斉藤氏は月額報酬や賞与の一部返還、調査にかかった弁護士費用が求められる。また、不祥事との因果関係が認められれば業績悪化に対する賠償も求償される可能性がある。

12月19日に解任された斉藤猛社長(画像:ENEOSホールディングスのHP)

谷田部靖副社長、須永耕太郎常務も宴席の場に同席していたが、斉藤氏とは離れた場所にいて不適切行為自体は目撃していないという。

だが、須永氏は宴席の「事務局責任者」であり、被害女性に対して「性別役割分担の意識をうかがわせるような不適切な発言」をしたということで月額報酬30%を3カ月減額。

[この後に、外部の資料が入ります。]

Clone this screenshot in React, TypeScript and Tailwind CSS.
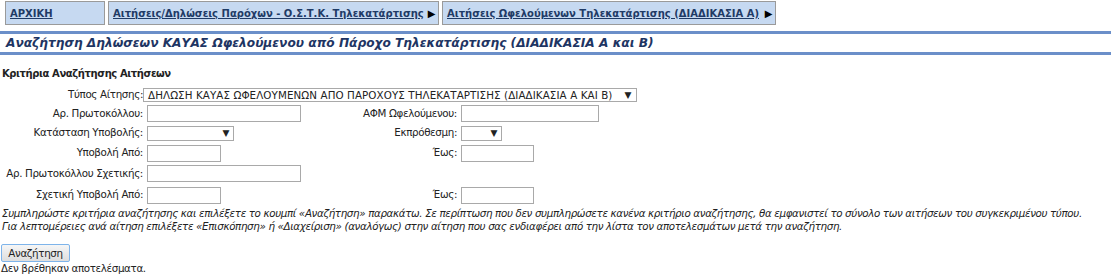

コンプライアンス部門トップの谷田部氏は取締役会の辞任勧告に基づき辞任することになった。

再発防止策はまったく機能せず

エネオスでは昨年発生した元会長の不祥事を受け、社内取締役候補の過去の同僚や部下から第三者機関がヒアリングなどを行う「人材デュー・デリジェンス」をはじめ、役員ハラスメント研修の充実や役員の処分規定の厳格化などの再発防止策を進めてきた。

その陣頭指揮を執るべき立場だった経営トップやコンプラ部門のトップが犯した大失態。再発防止策はまったく機能せず「仏作って魂入れず」だった。斉藤氏が主導した新役員処分制度の適用は、皮肉にも斉藤氏らが第1号となった。

12月19日に開かれた記者会見で会社側は「幹部の意識改革が不十分だった。2度も続けてこういう不祥事が起きるとは青天の霹靂だ」(西岡清一郎監査等委員)、「会社は生まれ変わらなければならない」(塩田智夫監査等委員)などと述べた。